YOUR GOAL:
Find each line holding the word "with" and give the total alone.

DATA FOR THIS TASK:

--- BEGIN ---

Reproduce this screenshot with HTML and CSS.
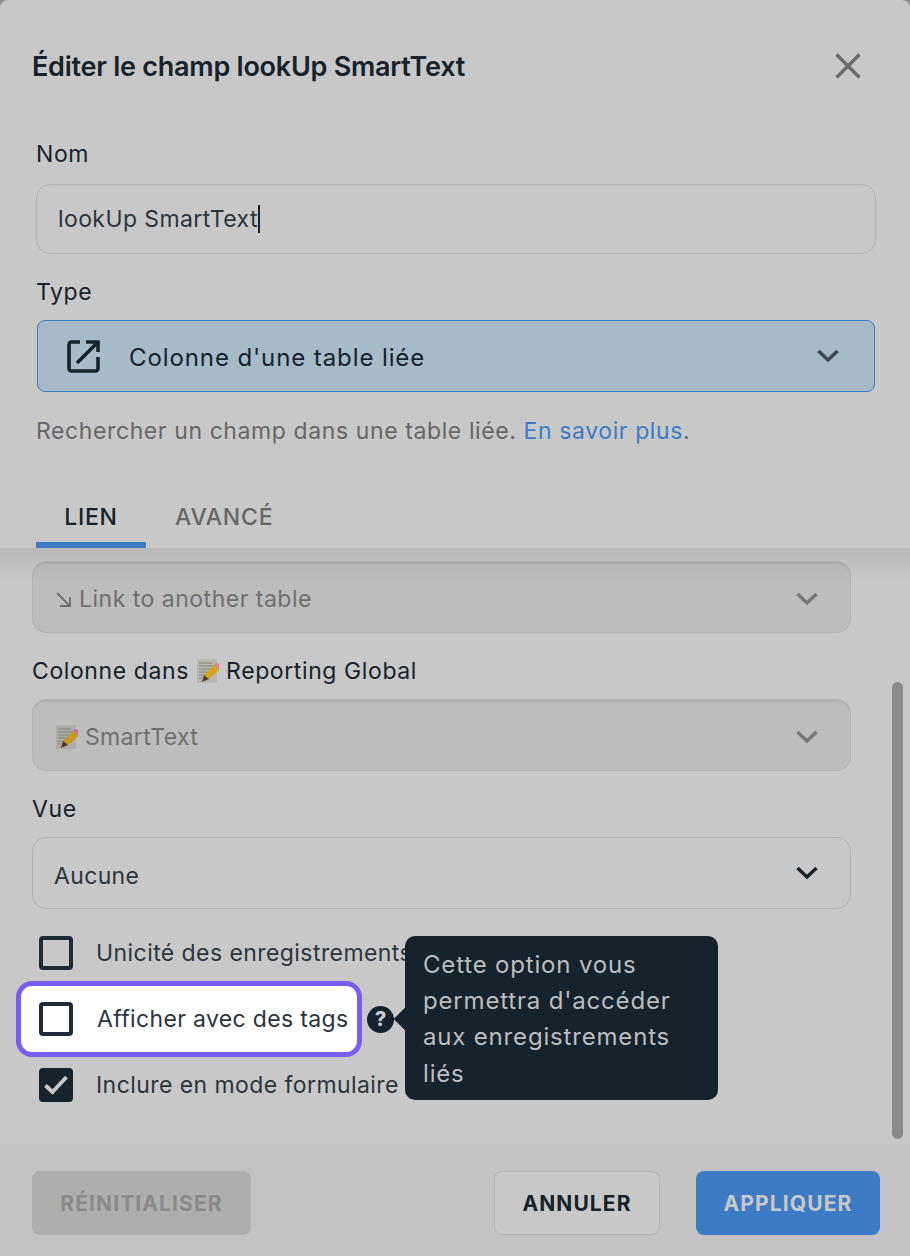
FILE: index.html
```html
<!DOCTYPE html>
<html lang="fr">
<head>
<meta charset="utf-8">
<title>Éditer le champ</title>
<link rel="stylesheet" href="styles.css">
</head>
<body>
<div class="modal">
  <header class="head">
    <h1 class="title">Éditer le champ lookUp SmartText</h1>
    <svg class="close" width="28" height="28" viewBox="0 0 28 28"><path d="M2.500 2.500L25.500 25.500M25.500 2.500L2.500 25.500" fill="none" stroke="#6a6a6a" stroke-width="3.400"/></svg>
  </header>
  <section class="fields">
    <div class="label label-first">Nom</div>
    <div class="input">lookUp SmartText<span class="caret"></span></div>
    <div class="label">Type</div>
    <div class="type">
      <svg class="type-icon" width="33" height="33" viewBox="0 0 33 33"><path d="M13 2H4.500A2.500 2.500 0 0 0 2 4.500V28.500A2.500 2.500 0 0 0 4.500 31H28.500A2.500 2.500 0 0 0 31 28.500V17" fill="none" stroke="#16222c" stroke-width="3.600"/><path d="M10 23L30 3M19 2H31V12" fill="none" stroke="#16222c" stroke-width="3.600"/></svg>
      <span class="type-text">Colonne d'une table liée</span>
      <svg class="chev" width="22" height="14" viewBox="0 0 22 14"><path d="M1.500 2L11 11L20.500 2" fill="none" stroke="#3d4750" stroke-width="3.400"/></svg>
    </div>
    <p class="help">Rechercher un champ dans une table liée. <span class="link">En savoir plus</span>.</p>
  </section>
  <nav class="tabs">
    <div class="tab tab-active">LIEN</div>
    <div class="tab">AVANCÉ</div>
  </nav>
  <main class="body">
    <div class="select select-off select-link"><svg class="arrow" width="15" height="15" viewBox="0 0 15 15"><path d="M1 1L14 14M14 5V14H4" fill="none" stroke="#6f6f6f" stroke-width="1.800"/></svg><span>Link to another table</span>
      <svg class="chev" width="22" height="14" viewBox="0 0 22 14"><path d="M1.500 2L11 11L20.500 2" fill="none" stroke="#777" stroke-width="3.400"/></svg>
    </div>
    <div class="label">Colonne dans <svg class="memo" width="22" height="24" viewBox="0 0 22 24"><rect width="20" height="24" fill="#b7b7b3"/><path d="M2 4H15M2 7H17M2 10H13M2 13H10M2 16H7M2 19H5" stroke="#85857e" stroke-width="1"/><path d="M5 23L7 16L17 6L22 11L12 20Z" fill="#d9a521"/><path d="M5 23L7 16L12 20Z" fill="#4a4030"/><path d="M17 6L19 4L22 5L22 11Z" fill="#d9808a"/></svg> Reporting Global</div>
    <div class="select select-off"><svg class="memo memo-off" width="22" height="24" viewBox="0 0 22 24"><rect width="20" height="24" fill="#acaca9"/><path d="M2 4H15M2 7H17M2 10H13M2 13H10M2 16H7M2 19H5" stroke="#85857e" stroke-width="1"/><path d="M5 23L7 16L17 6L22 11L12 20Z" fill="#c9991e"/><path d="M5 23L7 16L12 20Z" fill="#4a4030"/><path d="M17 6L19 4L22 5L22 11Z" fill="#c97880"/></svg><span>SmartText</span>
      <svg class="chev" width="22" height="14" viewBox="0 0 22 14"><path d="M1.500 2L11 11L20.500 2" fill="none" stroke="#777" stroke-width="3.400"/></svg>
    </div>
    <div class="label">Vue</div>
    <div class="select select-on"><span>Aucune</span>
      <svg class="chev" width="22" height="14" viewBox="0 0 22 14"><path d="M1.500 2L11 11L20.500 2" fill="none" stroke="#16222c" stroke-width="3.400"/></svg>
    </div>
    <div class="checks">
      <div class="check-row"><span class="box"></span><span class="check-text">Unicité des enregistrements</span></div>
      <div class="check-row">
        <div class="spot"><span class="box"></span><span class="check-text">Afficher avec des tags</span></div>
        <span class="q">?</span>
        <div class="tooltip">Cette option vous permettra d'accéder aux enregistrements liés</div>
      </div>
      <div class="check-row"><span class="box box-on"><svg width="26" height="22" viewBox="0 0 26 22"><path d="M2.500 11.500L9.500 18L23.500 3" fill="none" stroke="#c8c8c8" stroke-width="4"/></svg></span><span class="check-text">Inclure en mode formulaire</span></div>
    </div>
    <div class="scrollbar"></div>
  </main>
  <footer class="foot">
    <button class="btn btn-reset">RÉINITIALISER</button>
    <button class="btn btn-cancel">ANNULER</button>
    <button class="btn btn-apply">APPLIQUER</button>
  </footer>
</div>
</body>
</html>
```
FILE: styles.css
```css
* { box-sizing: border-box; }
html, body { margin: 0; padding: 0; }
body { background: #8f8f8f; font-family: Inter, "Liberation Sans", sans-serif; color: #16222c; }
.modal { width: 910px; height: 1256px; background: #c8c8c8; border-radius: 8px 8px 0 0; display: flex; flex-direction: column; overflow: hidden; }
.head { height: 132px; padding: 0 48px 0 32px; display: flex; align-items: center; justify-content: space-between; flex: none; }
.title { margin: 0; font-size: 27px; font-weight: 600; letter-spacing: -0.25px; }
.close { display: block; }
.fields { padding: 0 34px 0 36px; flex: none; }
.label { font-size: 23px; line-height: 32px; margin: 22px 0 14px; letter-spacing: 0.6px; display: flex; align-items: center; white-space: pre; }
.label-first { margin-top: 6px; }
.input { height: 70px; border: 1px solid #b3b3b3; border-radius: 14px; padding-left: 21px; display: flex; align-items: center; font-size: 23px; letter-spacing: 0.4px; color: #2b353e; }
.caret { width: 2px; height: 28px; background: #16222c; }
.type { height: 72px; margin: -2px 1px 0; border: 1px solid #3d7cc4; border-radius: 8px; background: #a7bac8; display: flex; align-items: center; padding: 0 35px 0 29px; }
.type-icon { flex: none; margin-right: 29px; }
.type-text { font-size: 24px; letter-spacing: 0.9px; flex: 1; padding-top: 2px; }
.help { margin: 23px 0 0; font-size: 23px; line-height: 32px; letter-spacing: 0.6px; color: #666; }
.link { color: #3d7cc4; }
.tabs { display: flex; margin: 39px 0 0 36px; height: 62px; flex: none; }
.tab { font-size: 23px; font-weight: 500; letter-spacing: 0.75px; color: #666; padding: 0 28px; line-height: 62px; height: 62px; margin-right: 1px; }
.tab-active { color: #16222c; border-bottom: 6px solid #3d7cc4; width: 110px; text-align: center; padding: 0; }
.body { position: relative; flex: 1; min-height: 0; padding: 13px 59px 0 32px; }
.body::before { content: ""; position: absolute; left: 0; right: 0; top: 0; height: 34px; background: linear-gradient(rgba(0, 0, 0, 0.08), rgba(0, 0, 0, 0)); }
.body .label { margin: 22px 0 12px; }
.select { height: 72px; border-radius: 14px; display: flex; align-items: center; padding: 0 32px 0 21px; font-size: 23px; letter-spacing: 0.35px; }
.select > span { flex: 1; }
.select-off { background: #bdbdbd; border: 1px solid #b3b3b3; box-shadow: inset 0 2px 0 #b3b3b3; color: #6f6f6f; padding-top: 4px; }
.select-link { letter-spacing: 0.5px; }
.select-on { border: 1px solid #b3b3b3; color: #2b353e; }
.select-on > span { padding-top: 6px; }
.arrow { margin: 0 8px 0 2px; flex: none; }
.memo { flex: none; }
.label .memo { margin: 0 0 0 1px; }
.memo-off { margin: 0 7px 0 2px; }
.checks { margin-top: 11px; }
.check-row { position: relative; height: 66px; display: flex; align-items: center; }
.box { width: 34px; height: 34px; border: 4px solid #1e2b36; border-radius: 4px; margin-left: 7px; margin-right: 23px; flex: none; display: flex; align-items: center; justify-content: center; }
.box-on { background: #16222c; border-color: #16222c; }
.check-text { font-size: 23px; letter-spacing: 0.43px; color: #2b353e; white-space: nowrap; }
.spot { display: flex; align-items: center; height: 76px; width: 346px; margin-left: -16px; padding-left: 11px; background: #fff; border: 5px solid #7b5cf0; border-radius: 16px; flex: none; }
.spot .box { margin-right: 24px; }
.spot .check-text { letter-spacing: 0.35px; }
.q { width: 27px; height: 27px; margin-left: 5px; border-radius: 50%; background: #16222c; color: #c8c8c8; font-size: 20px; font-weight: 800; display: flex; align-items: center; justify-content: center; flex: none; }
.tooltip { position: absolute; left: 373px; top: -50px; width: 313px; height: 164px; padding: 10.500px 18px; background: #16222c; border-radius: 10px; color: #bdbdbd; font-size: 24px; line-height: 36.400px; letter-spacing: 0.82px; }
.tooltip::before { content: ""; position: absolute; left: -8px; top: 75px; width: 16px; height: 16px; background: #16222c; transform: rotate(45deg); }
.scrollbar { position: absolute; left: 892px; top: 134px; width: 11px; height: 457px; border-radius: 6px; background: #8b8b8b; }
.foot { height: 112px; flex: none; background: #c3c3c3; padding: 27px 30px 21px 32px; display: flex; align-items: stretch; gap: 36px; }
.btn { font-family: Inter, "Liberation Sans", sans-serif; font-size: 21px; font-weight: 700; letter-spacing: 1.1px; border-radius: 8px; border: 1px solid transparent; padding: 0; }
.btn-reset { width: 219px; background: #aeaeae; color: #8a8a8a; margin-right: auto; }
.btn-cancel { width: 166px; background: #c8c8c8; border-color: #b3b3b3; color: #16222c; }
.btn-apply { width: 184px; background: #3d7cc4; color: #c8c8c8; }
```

--- END ---
--- BEGIN ---

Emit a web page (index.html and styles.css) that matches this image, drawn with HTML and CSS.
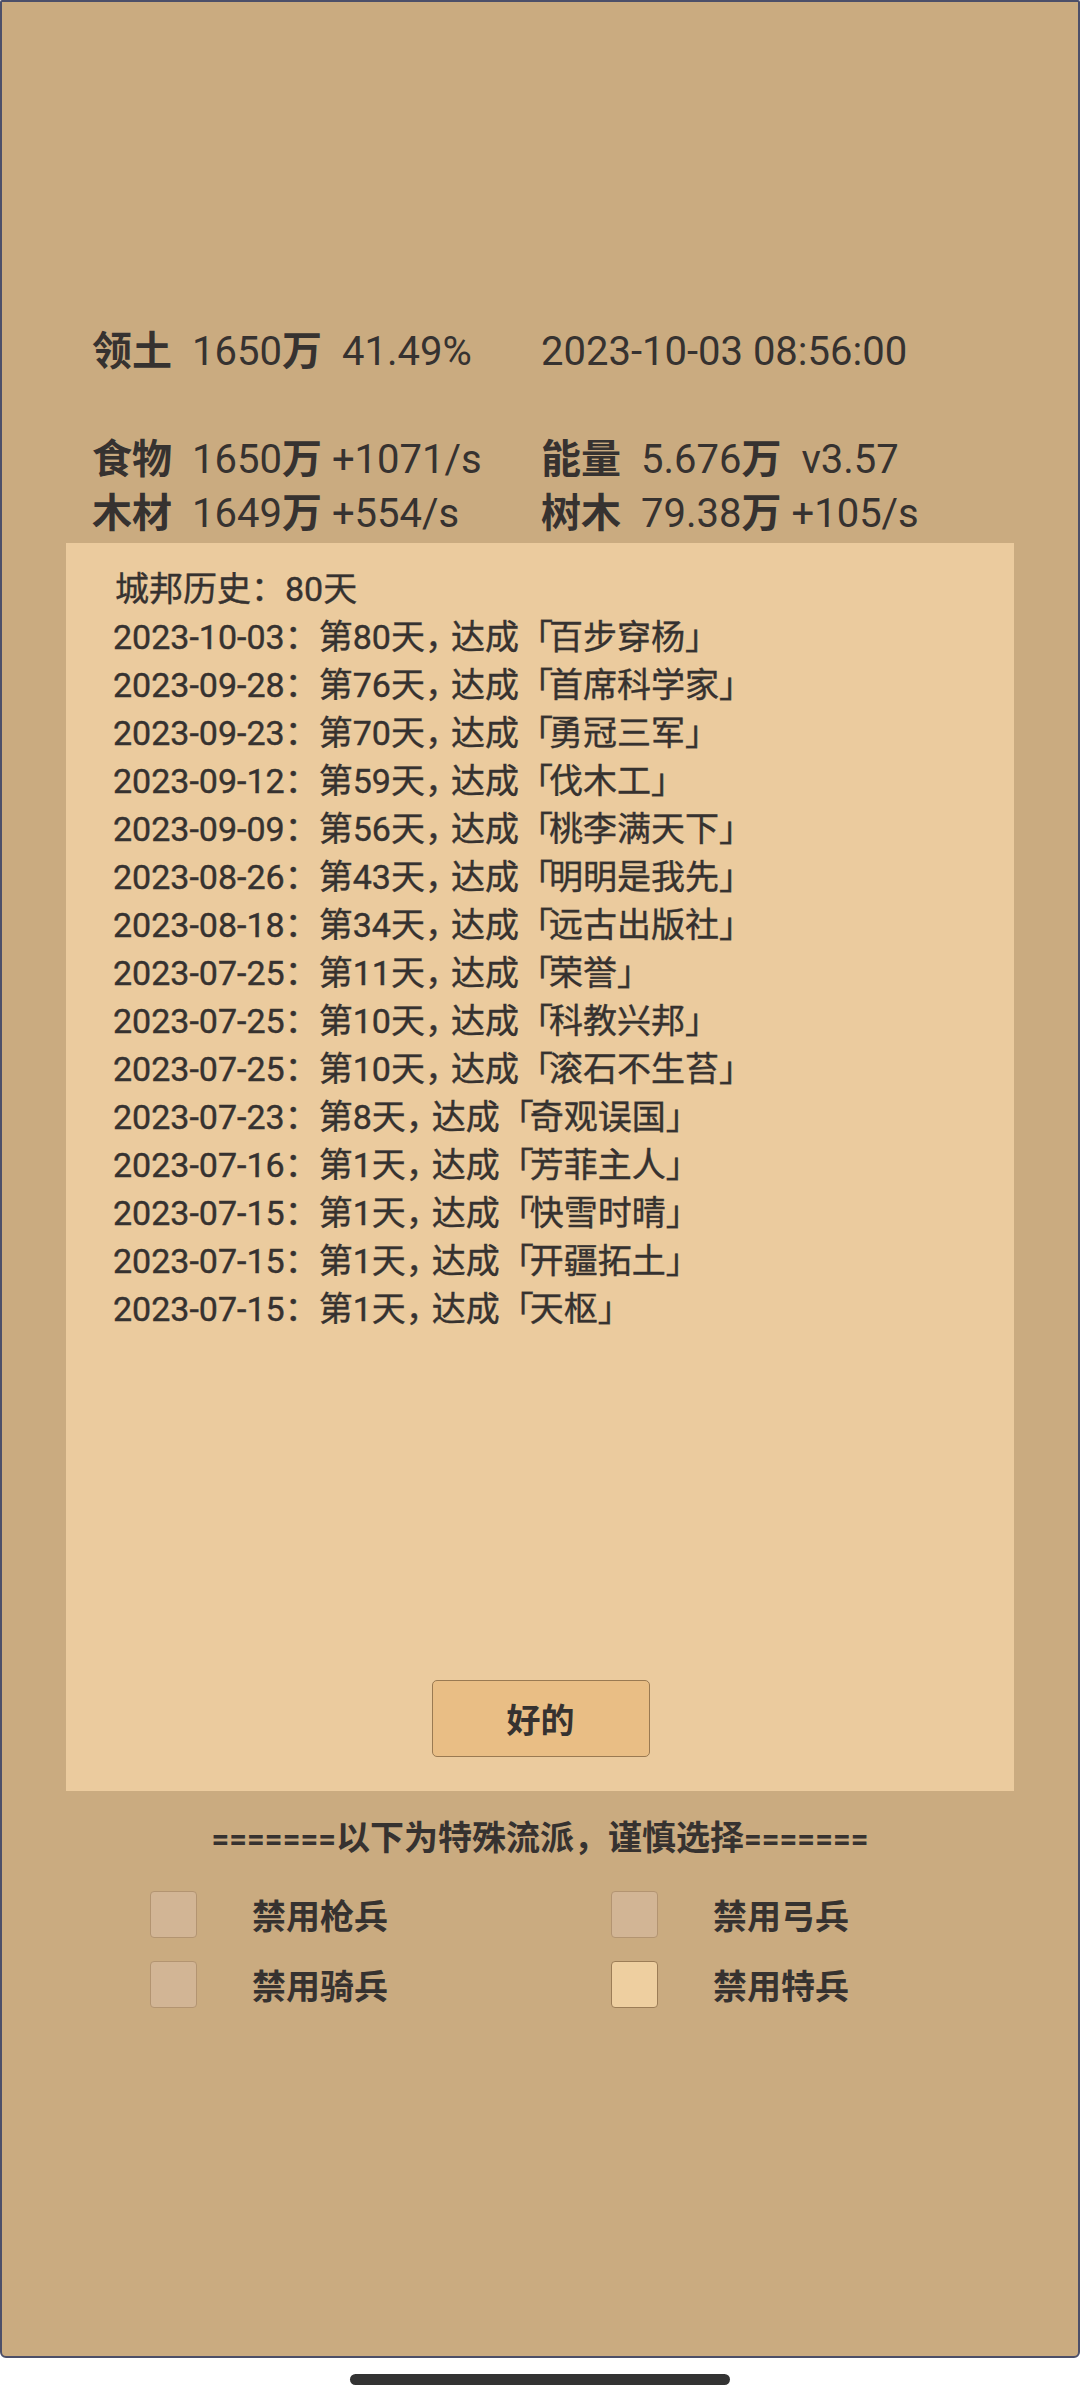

--- END ---

SOLUTION FOR THIS TASK:
2